┌──

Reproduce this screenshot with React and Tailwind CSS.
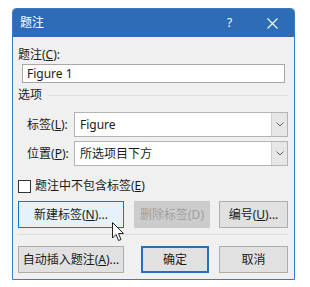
import React from 'react';

const font = { fontFamily: '"Noto Sans", "Noto Sans CJK SC", sans-serif' };

const Btn = ({ children, className = '' }) => (
  <div
    className={`h-[27px] flex items-center justify-center text-[12px] text-[#1a1a1a] border border-[#adadad] bg-[#e1e1e1] ${className}`}
  >
    {children}
  </div>
);

const Combo = ({ label, mn, value }) => (
  <div className="flex items-center">
    <div className="w-[56px] pl-[9px] text-[12px] text-[#1a1a1a]">
      {label}(<span className="underline">{mn}</span>):
    </div>
    <div className="flex-1 h-[25px] flex border border-[#b4b4b4] bg-white">
      <div className="flex-1 flex items-center pl-[5px] text-[12px] text-[#1a1a1a]">{value}</div>
      <div className="w-[16px] bg-[#e6e6e6] border-l border-[#cfcfcf] flex items-center justify-center">
        <svg width="8" height="5" viewBox="0 0 8 5" fill="none">
          <path d="M0.5 0.5 L4 4 L7.5 0.5" stroke="#606060" strokeWidth="1" />
        </svg>
      </div>
    </div>
  </div>
);

const App = () => {
  return (
    <div className="w-[310px] h-[287px] bg-white pl-[12px] pt-[8px] relative" style={font}>
      <div className="w-[283px] h-[272px] flex flex-col border border-[#3b7bc4] rounded-t-[4px] bg-[#f0f0f0] overflow-hidden">
        {/* Title bar */}
        <div className="h-[28px] bg-[#2d6db5] flex items-center text-white text-[12px]">
          <span className="pl-[7px] flex-1">题注</span>
          <span className="w-[43px] text-center">?</span>
          <span className="w-[43px] flex justify-center">
            <svg width="11" height="11" viewBox="0 0 11 11">
              <path d="M0.5 0.5 L10.5 10.5 M10.5 0.5 L0.5 10.5" stroke="white" strokeWidth="1.1" />
            </svg>
          </span>
        </div>

        {/* Body */}
        <div className="flex-1 flex flex-col pl-[5px] pr-[6px] text-[12px] text-[#1a1a1a]">
          <div className="mt-[10px] leading-[16px]">
            题注(<span className="underline">C</span>):
          </div>
          <div className="ml-[4px] mr-[3px] mt-[1px] h-[19px] border border-[#a8a8a8] bg-white flex items-center pl-[4px]">
            Figure 1
          </div>

          <div className="mt-[4px] flex items-center leading-[16px]">
            <span>选项</span>
            <div className="flex-1 ml-[6px] h-px bg-[#dcdcdc]" />
          </div>

          <div className="mt-[9px] flex flex-col gap-[4px]">
            <Combo label="标签" mn="L" value="Figure" />
            <Combo label="位置" mn="P" value="所选项目下方" />
          </div>

          <div className="mt-[12px] flex items-center leading-[16px]">
            <div className="w-[13px] h-[13px] border border-[#333] bg-white" />
            <span className="ml-[4px]">
              题注中不包含标签(<span className="underline">E</span>)
            </span>
          </div>

          <div className="mt-[7px] flex">
            <Btn className="w-[106px] !bg-[#e5f1fb] !border-[#0078d7]">
              新建标签(<span className="underline">N</span>)...
            </Btn>
            <Btn className="ml-[10px] w-[76px] !bg-[#cccccc] !border-[#cccccc] !text-[#a0a0a0]">
              删除标签(D)
            </Btn>
            <Btn className="ml-[9px] w-[69px]">
              编号(<span className="underline">U</span>)...
            </Btn>
          </div>

          <div className="mt-[6px] h-px bg-[#dcdcdc]" />

          <div className="mt-[11px] flex">
            <Btn className="w-[106px]">
              自动插入题注(<span className="underline">A</span>)...
            </Btn>
            <Btn className="ml-[17px] w-[68px] border-2 !border-[#2b6fb8]">确定</Btn>
            <Btn className="ml-[10px] w-[69px]">取消</Btn>
          </div>
        </div>
      </div>

      {/* Mouse cursor */}
      <svg className="absolute left-[112px] top-[222px]" width="13" height="20" viewBox="0 0 13 20">
        <path
          d="M0.5 0.5 L0.5 16 L4 12.5 L6.5 18.5 L9 17.5 L6.5 11.5 L11.5 11.5 Z"
          fill="white"
          stroke="#222"
          strokeWidth="1"
          strokeLinejoin="round"
        />
      </svg>
    </div>
  );
};

export default App;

└──

* [What is being asked]
Produce an exact copy of each line of data, skipping embedded images.

* [Answer]
Reproduce this screenshot with React and Tailwind CSS.
import React from 'react';

const font = { fontFamily: '"Noto Sans", "Noto Sans CJK SC", sans-serif' };

const Btn = ({ children, className = '' }) => (
  <div
    className={`h-[27px] flex items-center justify-center text-[12px] text-[#1a1a1a] border border-[#adadad] bg-[#e1e1e1] ${className}`}
  >
    {children}
  </div>
);

const Combo = ({ label, mn, value }) => (
  <div className="flex items-center">
    <div className="w-[56px] pl-[9px] text-[12px] text-[#1a1a1a]">
      {label}(<span className="underline">{mn}</span>):
    </div>
    <div className="flex-1 h-[25px] flex border border-[#b4b4b4] bg-white">
      <div className="flex-1 flex items-center pl-[5px] text-[12px] text-[#1a1a1a]">{value}</div>
      <div className="w-[16px] bg-[#e6e6e6] border-l border-[#cfcfcf] flex items-center justify-center">
        <svg width="8" height="5" viewBox="0 0 8 5" fill="none">
          <path d="M0.5 0.5 L4 4 L7.5 0.5" stroke="#606060" strokeWidth="1" />
        </svg>
      </div>
    </div>
  </div>
);

const App = () => {
  return (
    <div className="w-[310px] h-[287px] bg-white pl-[12px] pt-[8px] relative" style={font}>
      <div className="w-[283px] h-[272px] flex flex-col border border-[#3b7bc4] rounded-t-[4px] bg-[#f0f0f0] overflow-hidden">
        {/* Title bar */}
        <div className="h-[28px] bg-[#2d6db5] flex items-center text-white text-[12px]">
          <span className="pl-[7px] flex-1">题注</span>
          <span className="w-[43px] text-center">?</span>
          <span className="w-[43px] flex justify-center">
            <svg width="11" height="11" viewBox="0 0 11 11">
              <path d="M0.5 0.5 L10.5 10.5 M10.5 0.5 L0.5 10.5" stroke="white" strokeWidth="1.1" />
            </svg>
          </span>
        </div>

        {/* Body */}
        <div className="flex-1 flex flex-col pl-[5px] pr-[6px] text-[12px] text-[#1a1a1a]">
          <div className="mt-[10px] leading-[16px]">
            题注(<span className="underline">C</span>):
          </div>
          <div className="ml-[4px] mr-[3px] mt-[1px] h-[19px] border border-[#a8a8a8] bg-white flex items-center pl-[4px]">
            Figure 1
          </div>

          <div className="mt-[4px] flex items-center leading-[16px]">
            <span>选项</span>
            <div className="flex-1 ml-[6px] h-px bg-[#dcdcdc]" />
          </div>

          <div className="mt-[9px] flex flex-col gap-[4px]">
            <Combo label="标签" mn="L" value="Figure" />
            <Combo label="位置" mn="P" value="所选项目下方" />
          </div>

          <div className="mt-[12px] flex items-center leading-[16px]">
            <div className="w-[13px] h-[13px] border border-[#333] bg-white" />
            <span className="ml-[4px]">
              题注中不包含标签(<span className="underline">E</span>)
            </span>
          </div>

          <div className="mt-[7px] flex">
            <Btn className="w-[106px] !bg-[#e5f1fb] !border-[#0078d7]">
              新建标签(<span className="underline">N</span>)...
            </Btn>
            <Btn className="ml-[10px] w-[76px] !bg-[#cccccc] !border-[#cccccc] !text-[#a0a0a0]">
              删除标签(D)
            </Btn>
            <Btn className="ml-[9px] w-[69px]">
              编号(<span className="underline">U</span>)...
            </Btn>
          </div>

          <div className="mt-[6px] h-px bg-[#dcdcdc]" />

          <div className="mt-[11px] flex">
            <Btn className="w-[106px]">
              自动插入题注(<span className="underline">A</span>)...
            </Btn>
            <Btn className="ml-[17px] w-[68px] border-2 !border-[#2b6fb8]">确定</Btn>
            <Btn className="ml-[10px] w-[69px]">取消</Btn>
          </div>
        </div>
      </div>

      {/* Mouse cursor */}
      <svg className="absolute left-[112px] top-[222px]" width="13" height="20" viewBox="0 0 13 20">
        <path
          d="M0.5 0.5 L0.5 16 L4 12.5 L6.5 18.5 L9 17.5 L6.5 11.5 L11.5 11.5 Z"
          fill="white"
          stroke="#222"
          strokeWidth="1"
          strokeLinejoin="round"
        />
      </svg>
    </div>
  );
};

export default App;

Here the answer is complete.